成年後見制度では解決できない新しい社会課題

 高齢者の判断能力が低下した場合、法制度として用意されているのは「成年後見制度」である。しかし、実際にはこの制度への依存は年々課題視されている。手続きが煩雑で、家庭裁判所への報告義務があり、家族以外の専門職が後見人として選ばれるケースも多い。何よりも、後見制度では原則として“積極的な資産運用”は認められないため、高齢者の財産を守るという観点では強いが、柔軟な運用を必要とするケースには適合しない。

 こうした制度的な制約のなかで、「家族代理サービス」はこれまで存在しなかった“空白地帯”を埋める存在として役割が期待されている。事前に本人の意思を確認しておくことで、後見制度よりも柔軟で、かつ、悪用や過度な運用リスクを抑えられるバランスの良い仕組みになっている。

 認知症と金融資産というテーマは、社会の高齢化に伴い今後ますます重要性が増す。高齢者が投資を行うのは当たり前の時代になったが、その裏側で生まれている“資産の流動性喪失リスク”は、まだ十分に議論されていない。預金と違い、証券口座は本人の判断能力が不可欠であり、制度も市場も長寿化に追いつけていないのが現状だ。

いま必要なのは「家族の未来に備える金融リテラシー」

 認知症による資産凍結リスクは、ある日突然やってくる。投資歴が長く、健康で、資産も十分にある高齢者ほど、本人も家族も「自分は大丈夫」と思い込みがちだ。しかし、少しでも異変が見えてからでは遅い。
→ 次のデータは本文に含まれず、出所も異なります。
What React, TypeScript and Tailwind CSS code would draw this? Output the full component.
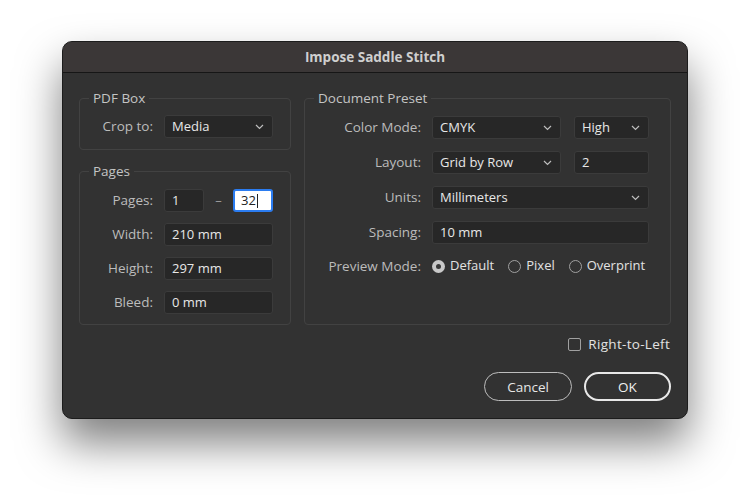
import React from 'react';

const font = { fontFamily: '"Open Sans", "Noto Sans", sans-serif' };

function Chevron() {
  return (
    <svg width="9" height="6" viewBox="0 0 9 6" className="shrink-0">
      <polyline points="1,1 4.5,4.5 8,1" fill="none" stroke="#bdbdbd" strokeWidth="1.2" />
    </svg>
  );
}

function Select({ value, w }: { value: string; w: string }) {
  return (
    <div className={`${w} h-[23px] flex items-center justify-between pl-[7px] pr-[8px] bg-[#272727] border border-[#3b3b3b] rounded-[3px] text-[13px] font-medium text-[#e8e8e8]`}>
      <span>{value}</span>
      <Chevron />
    </div>
  );
}

function Input({ value, w }: { value: string; w: string }) {
  return (
    <div className={`${w} h-[23px] flex items-center pl-[7px] bg-[#272727] border border-[#3b3b3b] rounded-[3px] text-[13px] font-medium text-[#e8e8e8]`}>
      {value}
    </div>
  );
}

function Row({ label, labelW, children }: { label: string; labelW: string; children: React.ReactNode }) {
  return (
    <div className="flex items-center">
      <div className={`${labelW} text-right pr-[11px] text-[13.5px] text-[#bcbcbc]`}>{label}</div>
      {children}
    </div>
  );
}

function Radio({ label, checked }: { label: string; checked?: boolean }) {
  return (
    <div className="flex items-center gap-[5px]">
      {checked ? (
        <div className="w-[13px] h-[13px] rounded-full bg-[#c9c9c9] flex items-center justify-center">
          <div className="w-[5px] h-[5px] rounded-full bg-[#3a3a3a]" />
        </div>
      ) : (
        <div className="w-[13px] h-[13px] rounded-full border border-[#a0a0a0]" />
      )}
      <span className="text-[13px] font-medium text-[#e2e2e2]">{label}</span>
    </div>
  );
}

export default function App() {
  return (
    <div className="w-[750px] h-[500px] bg-white flex justify-center pt-[41px]" style={font}>
      <div className="w-[626px] h-[378px] bg-[#323232] rounded-[10px] border border-[#1c1c1c] shadow-[0_24px_44px_rgba(0,0,0,0.5)] flex flex-col overflow-hidden">
        {/* Title bar */}
        <div className="h-[31px] shrink-0 bg-[#3b3737] border-b border-[#161616] flex items-center justify-center">
          <span className="text-[13.5px] font-bold text-[#cfcfcf]">Impose Saddle Stitch</span>
        </div>

        <div className="flex-1 flex flex-col px-[16px] pt-[17px]">
          <div className="flex gap-[13px]">
            {/* Left column */}
            <div className="w-[212px] flex flex-col gap-[13px]">
              <fieldset className="border border-[#424242] rounded-[4px] h-[60px] px-0 pt-[9px]">
                <legend className="ml-[9px] px-[4px] text-[13.5px] text-[#c4c4c4] leading-[16px]">PDF Box</legend>
                <Row label="Crop to:" labelW="w-[84px]">
                  <Select value="Media" w="w-[109px]" />
                </Row>
              </fieldset>
              <fieldset className="border border-[#424242] rounded-[4px] h-[162px] pt-[10px] flex flex-col">
                <legend className="ml-[9px] px-[4px] text-[13.5px] text-[#c4c4c4] leading-[16px]">Pages</legend>
                <div className="flex flex-col gap-[11px]">
                  <Row label="Pages:" labelW="w-[84px]">
                    <Input value="1" w="w-[40px]" />
                    <span className="w-[29px] text-center text-[13px] text-[#9a9a9a]">–</span>
                    <div className="w-[40px] h-[23px] flex items-center pl-[6px] bg-white border-2 border-[#2b7cf0] rounded-[3px] text-[13px] font-medium text-[#222]">
                      32<span className="w-px h-[14px] bg-[#222] ml-[1px]" />
                    </div>
                  </Row>
                  <Row label="Width:" labelW="w-[84px]">
                    <Input value="210 mm" w="w-[109px]" />
                  </Row>
                  <Row label="Height:" labelW="w-[84px]">
                    <Input value="297 mm" w="w-[109px]" />
                  </Row>
                  <Row label="Bleed:" labelW="w-[84px]">
                    <Input value="0 mm" w="w-[109px]" />
                  </Row>
                </div>
              </fieldset>
            </div>

            {/* Right column */}
            <fieldset className="w-[367px] h-[235px] border border-[#424242] rounded-[4px] pt-[10px]">
              <legend className="ml-[9px] px-[4px] text-[13.5px] text-[#c4c4c4] leading-[16px]">Document Preset</legend>
              <div className="flex flex-col gap-[12px]">
                <Row label="Color Mode:" labelW="w-[127px]">
                  <Select value="CMYK" w="w-[129px]" />
                  <div className="w-[13px]" />
                  <Select value="High" w="w-[75px]" />
                </Row>
                <Row label="Layout:" labelW="w-[127px]">
                  <Select value="Grid by Row" w="w-[129px]" />
                  <div className="w-[13px]" />
                  <Input value="2" w="w-[75px]" />
                </Row>
                <Row label="Units:" labelW="w-[127px]">
                  <Select value="Millimeters" w="w-[217px]" />
                </Row>
                <Row label="Spacing:" labelW="w-[127px]">
                  <Input value="10 mm" w="w-[217px]" />
                </Row>
                <Row label="Preview Mode:" labelW="w-[127px]">
                  <div className="flex items-center gap-[14px]">
                    <Radio label="Default" checked />
                    <Radio label="Pixel" />
                    <Radio label="Overprint" />
                  </div>
                </Row>
              </div>
            </fieldset>
          </div>

          {/* Right-to-left */}
          <div className="flex justify-end items-center gap-[7px] mt-[9px] pr-[1px]">
            <div className="w-[13px] h-[13px] rounded-[2px] border border-[#a0a0a0]" />
            <span className="text-[13.5px] font-medium text-[#e2e2e2] tracking-[0.3px]">Right-to-Left</span>
          </div>

          {/* Buttons */}
          <div className="flex justify-end gap-[12px] mt-[18px]">
            <button className="w-[88px] h-[29px] rounded-full border-[1.5px] border-[#bdbdbd] text-[13.5px] font-medium text-[#e6e6e6]">Cancel</button>
            <button className="w-[87px] h-[29px] rounded-full border-2 border-[#e8e8e8] text-[13.5px] font-medium text-[#f0f0f0]">OK</button>
          </div>
        </div>
      </div>
    </div>
  );
}
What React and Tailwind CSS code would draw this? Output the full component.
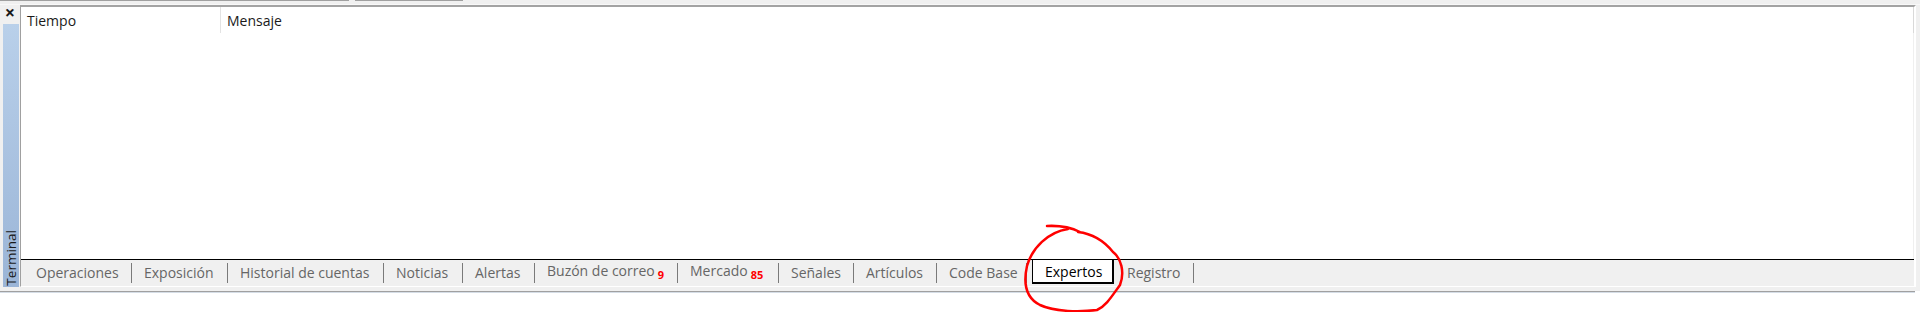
import React from "react";

const tabs = [
  { label: "Operaciones", cls: "w-[110px] pl-[15px]" },
  { label: "Exposición", cls: "w-[95px] pl-[12px]" },
  { label: "Historial de cuentas", cls: "w-[155px] pl-[12px]" },
  { label: "Noticias", cls: "w-[78px] pl-[12px]" },
  { label: "Alertas", cls: "w-[71px] pl-[12px]" },
  { label: "Buzón de correo", badge: "9", cls: "w-[142px] pl-[12px]" },
  { label: "Mercado", badge: "85", cls: "w-[100px] pl-[12px]" },
  { label: "Señales", cls: "w-[74px] pl-[12px]" },
  { label: "Artículos", cls: "w-[82px] pl-[12px]" },
  { label: "Code Base", cls: "w-[89px] pl-[12px]" },
];

function Sep() {
  return <span className="h-[20px] w-px shrink-0 bg-[#7a7a7a]" />;
}

function Tab({ label, badge, cls }) {
  return (
    <>
      <div className={`flex h-full shrink-0 items-center whitespace-nowrap pb-[2px] ${cls}`}>
        <span>
          {label}
          {badge ? (
            <span className="ml-[3px] align-[-3px] text-[11px] font-bold text-[#ff0000]">
              {badge}
            </span>
          ) : null}
        </span>
      </div>
      <Sep />
    </>
  );
}

export default function App() {
  return (
    <div className="relative h-[312px] w-[1920px] overflow-hidden bg-white font-['Open_Sans',sans-serif] text-[14px]">
      {/* top edge of the window above */}
      <div className="flex h-px bg-[#f0f0f0]">
        <div className="w-[349px] bg-[#a0a0a0]" />
        <div className="w-[6px]" />
        <div className="w-[108px] bg-[#a0a0a0]" />
      </div>
      <div className="h-[3px] bg-[#f0f0f0]" />
      <div className="h-px bg-[#f8f8f8]" />

      <div className="flex h-[286px] bg-[#f0f0f0]">
        {/* side strip */}
        <div className="flex w-[20px] shrink-0 flex-col">
          <div className="flex h-[19px] items-center justify-center pb-[5px] text-[18px] font-bold leading-none text-[#1a1a1a]">
            ×
          </div>
          <div className="ml-[3px] flex h-[263px] w-[16px] flex-col justify-end bg-linear-to-b from-[#b9d0ea] to-[#9bb5d7] pb-[1px]">
            <span className="rotate-180 text-[13.5px] leading-[16px] text-[#1a1a1a] [writing-mode:vertical-rl]">
              Terminal
            </span>
          </div>
        </div>

        {/* panel */}
        <div className="flex h-[282px] w-[1896px] shrink-0 flex-col border-t-2 border-r-2 border-b border-l border-t-[#a3a3a3] border-r-white border-b-white border-l-[#a0a0a0] bg-white">
          <div className="flex h-[26px] shrink-0 border-r border-[#d9d9d9] text-[#1a1a1a]">
            <div className="flex w-[200px] items-center border-r border-[#e3e3e3] pl-[6px]">
              Tiempo
            </div>
            <div className="flex items-center pl-[6px]">Mensaje</div>
          </div>
          <div className="flex-1 border-r border-[#efefef]" />
          <div className="flex h-[27px] shrink-0 items-center border-t border-black bg-[#f0f0f0] text-[#666666]">
            {tabs.map((t) => (
              <Tab key={t.label} {...t} />
            ))}
            <div className="w-[5px] shrink-0" />
            <div className="-mt-px flex h-[25px] w-[82px] shrink-0 items-center self-start border border-r-2 border-b-2 border-black bg-white pl-[12px] text-black">
              Expertos
            </div>
            <div className="flex h-full w-[79px] shrink-0 items-center pb-[2px] pl-[13px]">
              Registro
            </div>
            <Sep />
          </div>
        </div>
        <div className="w-[4px] shrink-0" />
      </div>

      <div className="h-px w-[1915px] bg-[#a0a0a0]" />
      <div className="h-px w-[1915px] bg-[#d5dde6]" />

      {/* hand-drawn annotation */}
      <svg
        className="pointer-events-none absolute inset-0"
        width="1920"
        height="312"
        viewBox="0 0 1920 312"
      >
        <path
          d="M1047 226 Q1066 225 1080 232 M1068 229 C1048 232 1032 248 1027 266 C1023 284 1026 298 1040 305 C1055 312 1080 312 1097 310 C1106 306 1112 296 1120 285 C1125 272 1121 258 1113 252 C1105 242 1095 234 1078 232"
          fill="none"
          stroke="#ff0000"
          strokeWidth="2.5"
          strokeLinecap="round"
        />
      </svg>
    </div>
  );
}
証券会社がサービス提供を拒否するのは、本人を守るためであり、法的にも当然の対応である。

 だからこそ必要なのは、家族全体での早期の備えである。金融リテラシーというと投資商品や運用手法の理解に目が向きがちだが、高齢化社会では「資産が使えなくなるリスク」を理解することこそが重要な要素になる。投資の知識ではなく、人生設計の知識として家庭内で共有すべきテーマなのだ。

 各証券会社が代理サービスに乗り出しているのは、社会課題としての“高齢投資家リスク”を認識しているからである。今後、金融庁によるガイドライン整備や、代理権限の範囲拡大、成年後見制度との併用モデルなど、制度的な議論も進むだろう。だが、それを待っているだけでは間に合わない。すべてのサービスが「本人が元気なうちにしか契約できない」という性質を持っている以上、行動の遅れはそのままリスクの顕在化につながる。

 備えるのに早すぎることはない。むしろ、備えなければ守れない。高齢者本人が安心して暮らし、家族も介護や資産管理の不安から解放されるために、いまの日本社会には「認知症になる前に何をしておくべきか」という新しい金融常識が求められている。

 この問題は、高齢者がいる家庭だけの話ではない。40代・50代のビジネスパーソンにとっても、親の資産管理は近い将来ほぼ確実に直面するテーマであり、さらに自分自身にも訪れる可能性がある現実だ。だからこそ、当事者でなくても興味を持つべき社会課題であり、読者一人ひとりに関係がある。

 資産の凍結は、資産があるほど深刻だ。長年築いてきた財産を守り、必要なときに使える状態を維持するために、家族揃って未来に備える――その第一歩は、意外にも「証券会社の窓口に相談すること」から始まるのかもしれない。